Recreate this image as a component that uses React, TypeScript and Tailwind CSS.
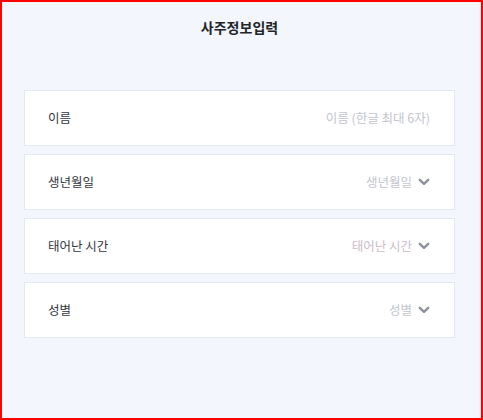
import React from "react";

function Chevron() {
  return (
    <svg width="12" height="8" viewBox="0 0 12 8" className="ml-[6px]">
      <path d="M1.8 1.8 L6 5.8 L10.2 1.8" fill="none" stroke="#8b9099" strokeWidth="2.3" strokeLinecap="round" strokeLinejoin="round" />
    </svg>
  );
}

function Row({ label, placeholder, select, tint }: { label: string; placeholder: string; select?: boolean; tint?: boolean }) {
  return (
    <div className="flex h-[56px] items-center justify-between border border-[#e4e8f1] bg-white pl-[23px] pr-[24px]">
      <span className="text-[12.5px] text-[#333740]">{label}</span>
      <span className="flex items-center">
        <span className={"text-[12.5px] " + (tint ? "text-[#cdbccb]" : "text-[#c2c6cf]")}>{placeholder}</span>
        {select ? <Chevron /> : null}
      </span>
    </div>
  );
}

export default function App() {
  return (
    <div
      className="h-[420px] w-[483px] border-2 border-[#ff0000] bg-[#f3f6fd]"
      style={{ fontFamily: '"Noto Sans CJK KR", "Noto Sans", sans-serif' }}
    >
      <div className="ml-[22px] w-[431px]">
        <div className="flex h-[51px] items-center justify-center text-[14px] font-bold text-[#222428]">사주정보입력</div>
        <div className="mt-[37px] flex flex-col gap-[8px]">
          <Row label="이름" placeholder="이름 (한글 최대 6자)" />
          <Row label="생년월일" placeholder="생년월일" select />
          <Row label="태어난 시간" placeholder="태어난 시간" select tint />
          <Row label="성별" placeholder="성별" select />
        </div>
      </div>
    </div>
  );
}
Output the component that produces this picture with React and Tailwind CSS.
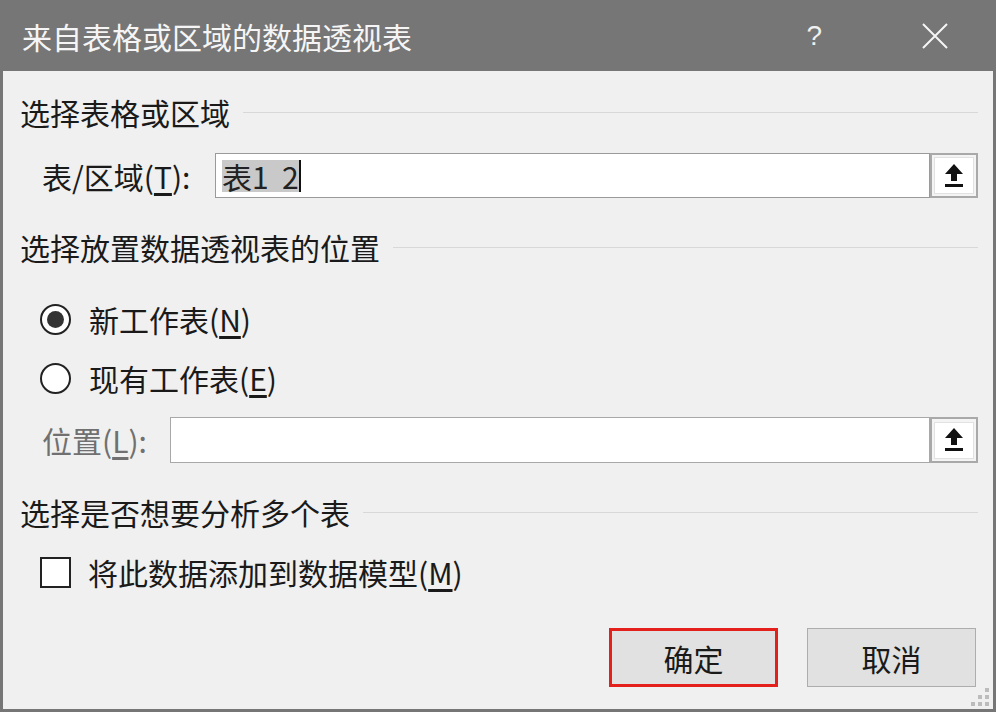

....

=== WHAT THIS TASK INVOLVES ===
Show all lines in the entries above where the string "Tailwind" appears.

=== THE REPLY ===
Recreate this image as a component that uses React, TypeScript and Tailwind CSS.
Output the component that produces this picture with React and Tailwind CSS.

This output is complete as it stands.